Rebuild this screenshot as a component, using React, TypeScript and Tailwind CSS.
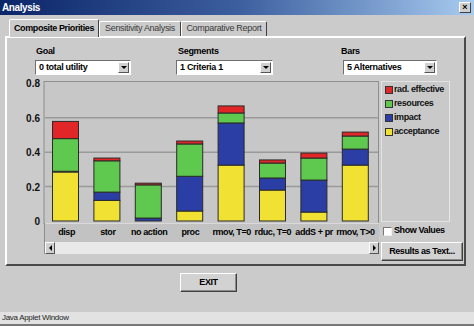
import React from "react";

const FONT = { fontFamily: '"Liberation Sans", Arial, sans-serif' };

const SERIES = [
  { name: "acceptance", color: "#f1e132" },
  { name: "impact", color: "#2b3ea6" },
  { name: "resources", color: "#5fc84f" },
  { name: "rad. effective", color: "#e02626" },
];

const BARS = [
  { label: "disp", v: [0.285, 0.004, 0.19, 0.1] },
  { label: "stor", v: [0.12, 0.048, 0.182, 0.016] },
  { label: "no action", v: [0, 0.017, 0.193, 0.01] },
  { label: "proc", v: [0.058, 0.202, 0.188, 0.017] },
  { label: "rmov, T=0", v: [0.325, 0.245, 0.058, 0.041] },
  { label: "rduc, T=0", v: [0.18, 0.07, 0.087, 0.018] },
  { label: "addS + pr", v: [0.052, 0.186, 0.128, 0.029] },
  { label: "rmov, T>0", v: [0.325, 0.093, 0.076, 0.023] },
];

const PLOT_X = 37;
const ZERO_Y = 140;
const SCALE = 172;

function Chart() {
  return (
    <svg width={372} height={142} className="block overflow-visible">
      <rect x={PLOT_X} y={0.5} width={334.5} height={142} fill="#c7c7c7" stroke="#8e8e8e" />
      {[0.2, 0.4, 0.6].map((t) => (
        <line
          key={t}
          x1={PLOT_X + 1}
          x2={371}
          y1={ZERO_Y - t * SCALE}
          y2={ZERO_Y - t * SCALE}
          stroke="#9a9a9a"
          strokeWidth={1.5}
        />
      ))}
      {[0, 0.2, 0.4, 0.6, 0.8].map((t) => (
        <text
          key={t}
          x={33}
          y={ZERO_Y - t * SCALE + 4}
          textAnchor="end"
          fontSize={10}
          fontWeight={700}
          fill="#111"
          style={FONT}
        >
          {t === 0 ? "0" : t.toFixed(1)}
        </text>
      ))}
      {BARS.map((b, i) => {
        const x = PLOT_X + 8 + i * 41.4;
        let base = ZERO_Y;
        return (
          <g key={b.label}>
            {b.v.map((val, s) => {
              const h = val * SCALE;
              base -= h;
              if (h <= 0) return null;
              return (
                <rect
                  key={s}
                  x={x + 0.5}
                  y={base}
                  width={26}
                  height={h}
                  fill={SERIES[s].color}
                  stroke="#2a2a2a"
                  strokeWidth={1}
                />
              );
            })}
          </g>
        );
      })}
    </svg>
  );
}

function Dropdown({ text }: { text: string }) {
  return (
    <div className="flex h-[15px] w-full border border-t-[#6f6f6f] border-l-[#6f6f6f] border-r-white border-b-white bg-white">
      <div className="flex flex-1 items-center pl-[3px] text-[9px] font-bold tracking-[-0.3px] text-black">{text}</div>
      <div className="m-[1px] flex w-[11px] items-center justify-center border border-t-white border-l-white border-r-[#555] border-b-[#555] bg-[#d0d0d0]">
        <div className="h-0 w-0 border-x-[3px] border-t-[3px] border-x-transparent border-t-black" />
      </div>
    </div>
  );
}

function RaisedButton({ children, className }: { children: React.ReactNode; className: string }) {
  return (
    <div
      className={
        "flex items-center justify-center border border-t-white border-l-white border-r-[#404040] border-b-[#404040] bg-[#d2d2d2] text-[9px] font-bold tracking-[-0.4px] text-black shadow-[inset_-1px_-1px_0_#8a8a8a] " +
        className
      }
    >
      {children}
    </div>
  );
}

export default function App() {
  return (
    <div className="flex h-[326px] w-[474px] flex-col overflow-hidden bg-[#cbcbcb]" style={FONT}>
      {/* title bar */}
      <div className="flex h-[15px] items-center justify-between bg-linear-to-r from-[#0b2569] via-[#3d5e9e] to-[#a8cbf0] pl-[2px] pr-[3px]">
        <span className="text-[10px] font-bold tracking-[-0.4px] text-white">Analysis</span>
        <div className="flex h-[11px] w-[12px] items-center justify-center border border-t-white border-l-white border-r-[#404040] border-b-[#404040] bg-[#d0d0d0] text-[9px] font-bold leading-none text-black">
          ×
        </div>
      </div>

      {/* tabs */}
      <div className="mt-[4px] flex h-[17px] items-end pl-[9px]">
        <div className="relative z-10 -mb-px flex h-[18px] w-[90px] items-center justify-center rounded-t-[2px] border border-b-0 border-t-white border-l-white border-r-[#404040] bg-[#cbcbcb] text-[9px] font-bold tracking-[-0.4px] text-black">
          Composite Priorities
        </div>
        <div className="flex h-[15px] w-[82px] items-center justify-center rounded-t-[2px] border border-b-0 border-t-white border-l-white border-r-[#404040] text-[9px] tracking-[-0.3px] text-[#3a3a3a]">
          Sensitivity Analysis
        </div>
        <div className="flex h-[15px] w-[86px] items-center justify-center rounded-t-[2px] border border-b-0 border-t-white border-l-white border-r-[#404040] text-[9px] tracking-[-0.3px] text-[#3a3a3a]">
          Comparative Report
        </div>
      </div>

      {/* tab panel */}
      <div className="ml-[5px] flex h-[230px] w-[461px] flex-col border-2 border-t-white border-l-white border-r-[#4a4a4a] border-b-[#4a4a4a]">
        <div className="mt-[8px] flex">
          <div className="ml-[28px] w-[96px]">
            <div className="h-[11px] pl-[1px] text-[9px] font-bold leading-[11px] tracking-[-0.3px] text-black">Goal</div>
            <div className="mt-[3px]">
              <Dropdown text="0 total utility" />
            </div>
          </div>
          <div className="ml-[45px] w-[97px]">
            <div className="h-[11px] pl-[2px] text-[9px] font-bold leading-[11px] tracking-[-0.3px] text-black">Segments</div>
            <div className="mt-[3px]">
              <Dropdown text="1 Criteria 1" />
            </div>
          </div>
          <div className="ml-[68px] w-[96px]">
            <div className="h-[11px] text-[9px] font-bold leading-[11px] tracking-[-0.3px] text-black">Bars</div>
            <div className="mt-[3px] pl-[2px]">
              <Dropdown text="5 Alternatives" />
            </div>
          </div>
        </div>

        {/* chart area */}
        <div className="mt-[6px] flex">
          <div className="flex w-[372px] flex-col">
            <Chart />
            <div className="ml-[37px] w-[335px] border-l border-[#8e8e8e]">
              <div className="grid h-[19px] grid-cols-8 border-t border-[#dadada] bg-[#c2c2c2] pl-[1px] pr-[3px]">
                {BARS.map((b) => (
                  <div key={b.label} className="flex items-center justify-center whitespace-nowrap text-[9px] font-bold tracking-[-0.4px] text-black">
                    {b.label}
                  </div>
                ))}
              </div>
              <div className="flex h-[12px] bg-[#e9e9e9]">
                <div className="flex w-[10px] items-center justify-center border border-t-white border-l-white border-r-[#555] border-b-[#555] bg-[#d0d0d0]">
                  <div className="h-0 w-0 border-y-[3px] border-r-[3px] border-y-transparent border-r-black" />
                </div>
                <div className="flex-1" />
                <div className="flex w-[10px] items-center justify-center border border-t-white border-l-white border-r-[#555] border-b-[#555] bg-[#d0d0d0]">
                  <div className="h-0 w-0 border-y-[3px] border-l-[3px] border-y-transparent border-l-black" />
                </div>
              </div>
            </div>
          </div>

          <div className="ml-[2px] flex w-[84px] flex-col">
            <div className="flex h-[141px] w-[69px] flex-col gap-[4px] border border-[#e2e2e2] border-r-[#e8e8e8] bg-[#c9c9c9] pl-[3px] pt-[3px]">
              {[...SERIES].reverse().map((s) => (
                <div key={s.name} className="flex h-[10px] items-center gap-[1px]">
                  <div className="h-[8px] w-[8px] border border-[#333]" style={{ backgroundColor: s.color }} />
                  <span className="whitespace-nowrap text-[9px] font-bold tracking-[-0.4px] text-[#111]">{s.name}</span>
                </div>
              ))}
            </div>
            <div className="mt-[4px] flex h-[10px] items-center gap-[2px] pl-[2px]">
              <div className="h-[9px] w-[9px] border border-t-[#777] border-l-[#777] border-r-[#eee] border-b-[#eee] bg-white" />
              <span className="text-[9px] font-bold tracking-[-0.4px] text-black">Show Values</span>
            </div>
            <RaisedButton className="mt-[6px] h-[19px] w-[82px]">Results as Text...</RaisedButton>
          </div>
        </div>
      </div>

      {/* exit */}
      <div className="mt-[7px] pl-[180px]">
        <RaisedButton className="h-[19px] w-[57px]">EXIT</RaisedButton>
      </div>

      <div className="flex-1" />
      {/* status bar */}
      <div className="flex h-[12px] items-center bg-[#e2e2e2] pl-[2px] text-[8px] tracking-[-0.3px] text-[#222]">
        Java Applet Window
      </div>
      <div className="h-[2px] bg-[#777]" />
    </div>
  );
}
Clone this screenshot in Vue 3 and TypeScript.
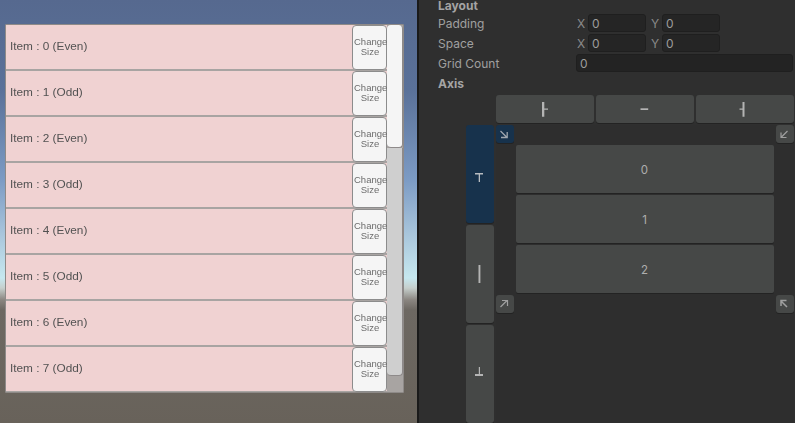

^^^^^^^^

# WHAT TO DO:
Set down the records above word for word, from the first line through the line containing "const SCALE = 172;", both included; leave out the pictures.

# TASK SOLUTION:
Rebuild this screenshot as a component, using React, TypeScript and Tailwind CSS.
import React from "react";

const FONT = { fontFamily: '"Liberation Sans", Arial, sans-serif' };

const SERIES = [
  { name: "acceptance", color: "#f1e132" },
  { name: "impact", color: "#2b3ea6" },
  { name: "resources", color: "#5fc84f" },
  { name: "rad. effective", color: "#e02626" },
];

const BARS = [
  { label: "disp", v: [0.285, 0.004, 0.19, 0.1] },
  { label: "stor", v: [0.12, 0.048, 0.182, 0.016] },
  { label: "no action", v: [0, 0.017, 0.193, 0.01] },
  { label: "proc", v: [0.058, 0.202, 0.188, 0.017] },
  { label: "rmov, T=0", v: [0.325, 0.245, 0.058, 0.041] },
  { label: "rduc, T=0", v: [0.18, 0.07, 0.087, 0.018] },
  { label: "addS + pr", v: [0.052, 0.186, 0.128, 0.029] },
  { label: "rmov, T>0", v: [0.325, 0.093, 0.076, 0.023] },
];

const PLOT_X = 37;
const ZERO_Y = 140;
const SCALE = 172;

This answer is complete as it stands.